Not only was the main house at 3508 Clearview already 3,300 square feet, there was what neighbors described as 210 square feet of “stealth” living space in the upper floor and a generous 450-square-foot garage intended for two cars and not for any kind of habitable living space, Tollett said.

 

“I understand it’s not going to change the bulk, but I think it runs contrary to the McMansion ordinance,” Tollett told the commission, which only had four members in attendance at the meeting. McGowan knew better, said Tollett. “I would point out these are not unsophisticated people in real estate matters. They lived in the house a substantial amount of time prior to purchasing it. They should actually be charged with knowledge of this.”

 

Tollett also noted that the house already was at the high end of the floor-to-area ratio range. Most of the homes in the neighborhood had an FAR of around .25. Nine of the 12 that exceeded .4 were built during the ARB dash to expand. To give McGowan even more space would create an FAR on his property of .45.

 

There were questions also about the garage setback. When the garage was reconstructed, it was closer to the neighboring property.
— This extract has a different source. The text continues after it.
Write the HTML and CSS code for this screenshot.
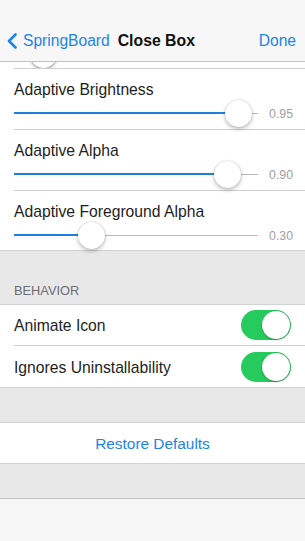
FILE: index.html
```html
<!DOCTYPE html>
<html lang="en">
<head>
<meta charset="utf-8">
<title>Close Box</title>
<link rel="stylesheet" href="styles.css">
</head>
<body>
<div class="screen">
  <header class="nav">
    <div class="back">
      <svg class="chevron" width="12" height="16" viewBox="0 0 12 16"><polyline points="9.5,1.5 3,8 9.5,14.5" fill="none" stroke="#1c84e6" stroke-width="2.6" stroke-linecap="round" stroke-linejoin="round"/></svg>
      <span>SpringBoard</span>
    </div>
    <div class="title">Close Box</div>
    <div class="done">Done</div>
  </header>

  <section class="group sliders">
    <div class="row peek"><div class="thumb peek-thumb"></div></div>
    <div class="row slider-row">
      <div class="label">Adaptive Brightness</div>
      <div class="slider">
        <div class="track" style="--v:0.95"><div class="fill"></div><div class="thumb"></div></div>
        <div class="value">0.95</div>
      </div>
    </div>
    <div class="row slider-row">
      <div class="label">Adaptive Alpha</div>
      <div class="slider">
        <div class="track" style="--v:0.90"><div class="fill"></div><div class="thumb"></div></div>
        <div class="value">0.90</div>
      </div>
    </div>
    <div class="row slider-row">
      <div class="label">Adaptive Foreground Alpha</div>
      <div class="slider">
        <div class="track" style="--v:0.30"><div class="fill"></div><div class="thumb"></div></div>
        <div class="value">0.30</div>
      </div>
    </div>
  </section>

  <div class="section-header">BEHAVIOR</div>
  <section class="group">
    <div class="row switch-row">
      <span class="label">Animate Icon</span>
      <div class="switch on"><div class="knob"></div></div>
    </div>
    <div class="row switch-row">
      <span class="label">Ignores Uninstallability</span>
      <div class="switch on"><div class="knob"></div></div>
    </div>
  </section>

  <div class="spacer"></div>
  <section class="group">
    <div class="row button-row">Restore Defaults</div>
  </section>
  <div class="spacer"></div>

  <footer class="toolbar"></footer>
</div>
</body>
</html>
```

FILE: styles.css
```css
* { box-sizing: border-box; }
html, body { margin: 0; padding: 0; }
body {
  width: 305px;
  height: 541px;
  overflow: hidden;
  background: #e8e8e9;
  font-family: "Liberation Sans", Arial, sans-serif;
  color: #1e1e1e;
}
.screen {
  width: 305px;
  height: 541px;
  display: flex;
  flex-direction: column;
  background: #e8e8e9;
}

/* nav bar */
.nav {
  height: 62px;
  padding-top: 20px;
  background: #f7f7f7;
  border-bottom: 1px solid #c2c2c4;
  display: flex;
  align-items: center;
  font-size: 15.6px;
}
.back {
  display: flex;
  align-items: center;
  color: #1c84e6;
  padding-left: 6px;
}
.chevron { margin-right: 5px; margin-top: 1px; }
.title {
  margin-left: 8px;
  font-weight: bold;
  font-size: 15.8px;
  color: #111;
}
.done {
  margin-left: auto;
  padding-right: 9px;
  color: #1c84e6;
}

/* groups */
.group {
  background: #fff;
  border-top: 1px solid #d2d2d4;
  border-bottom: 1px solid #d2d2d4;
}
.sliders { border-top: none; }
.row {
  margin-left: 14px;
  border-bottom: 1px solid #cfcfd2;
}
.row:last-child { border-bottom: none; }

.slider-row {
  height: 61px;
  padding-top: 11px;
  padding-right: 12px;
}
.slider-row:last-child { height: 59px; }
.label {
  font-size: 15.7px;
  line-height: 20px;
}
.slider {
  display: flex;
  align-items: center;
  height: 27px;
}
.track {
  position: relative;
  width: 244px;
  height: 27px;
  flex: none;
}
.track::before {
  content: "";
  position: absolute;
  left: 0;
  right: 0;
  top: 12.5px;
  height: 1.5px;
  background: #b9b9bb;
}
.fill {
  position: absolute;
  left: 0;
  top: 12px;
  height: 2px;
  width: calc(var(--v) * 227px + 9px);
  background: #1c7fe0;
}
.thumb {
  position: absolute;
  top: 0;
  left: calc(var(--v) * 227px - 4.5px);
  width: 27px;
  height: 27px;
  border-radius: 50%;
  background: #fff;
  box-shadow: 0 2px 4px rgba(0, 0, 0, 0.26), 0 0 0 0.5px rgba(0, 0, 0, 0.12);
}
.value {
  margin-left: auto;
  font-size: 12.3px;
  color: #a0a0a3;
}

/* partially scrolled-away slider under the nav bar */
.peek {
  height: 7px;
  overflow: hidden;
  position: relative;
}
.peek .peek-thumb {
  left: 16px;
  top: -21px;
  box-shadow: 0 2px 3px rgba(0, 0, 0, 0.3), 0 0 0 0.5px rgba(0, 0, 0, 0.15);
}

/* header */
.section-header {
  height: 53px;
  padding: 32px 0 0 14px;
  font-size: 12.8px;
  line-height: 16px;
  color: #6d6d72;
}

/* switches */
.switch-row {
  height: 41px;
  display: flex;
  align-items: center;
  justify-content: space-between;
  padding-right: 14px;
}
.switch-row:first-child { padding-bottom: 1px; }
.switch-row .label { padding-top: 2px; }
.switch {
  width: 50px;
  height: 30px;
  border-radius: 15px;
  background: #26cb5e;
  position: relative;
}
.knob {
  position: absolute;
  right: 1px;
  top: 1px;
  width: 28px;
  height: 28px;
  border-radius: 50%;
  background: #fff;
  box-shadow: 0 1px 2px rgba(0, 0, 0, 0.25), 0 0 0 0.5px rgba(0, 0, 0, 0.12);
}

.spacer { height: 34px; }

.button-row {
  margin-left: 0;
  height: 40px;
  padding-top: 1px;
  display: flex;
  align-items: center;
  justify-content: center;
  font-size: 15.4px;
  color: #1c84e6;
}

.toolbar {
  flex: 1;
  background: #f6f6f6;
  border-top: 1px solid #c4c4c6;
}
```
But it was pointed out that a 5-foot setback was approved when construction plans to expand the property were approved by the city back in 2007.

 

This was a case, as new Commissioner Mary Ingle highlighted during commission discussion, which could have gone to either the RDCC or the Board of Adjustment. Chair William Burkhardt agreed that it could and could even be returned to the Board of Adjustment if the RDCC rejected it. That choice, however, would require McGowan to prove some type of hardship.

 

In his defense, McGowan argued that the garage conversion would never serve to turn the structure into habitable space. The space had no air conditioning. No plumbing was to be installed within the garage. No new walls would extend out and up from the existing garage structure. The doors would simply give McGowan and his wife a chance to create a sort of enclosed porch so that they could watch the activity in their yard and at their pool.

 

McGowan’s arguments fell on deaf ears at the RDCC. Opening up the garage permit did add another 19 square feet to the floor-to-area ratio. The commission, in consultation with neighborhood leaders, agreed that would be okay. The request to turn the garage into a pool house/storage area, however, fell flat.

 

“We have a problem with converting that garage into habitable space,” Tollett said. “If they withdraw that, then we’re not going to have a problem.”

 

The final vote was 4-0, to approve reopening the garage permit and denying a request to convert the garage space. Commissioners Lucy Katz, Chuck Mains and Missy Bledsoe were absent from the meeting.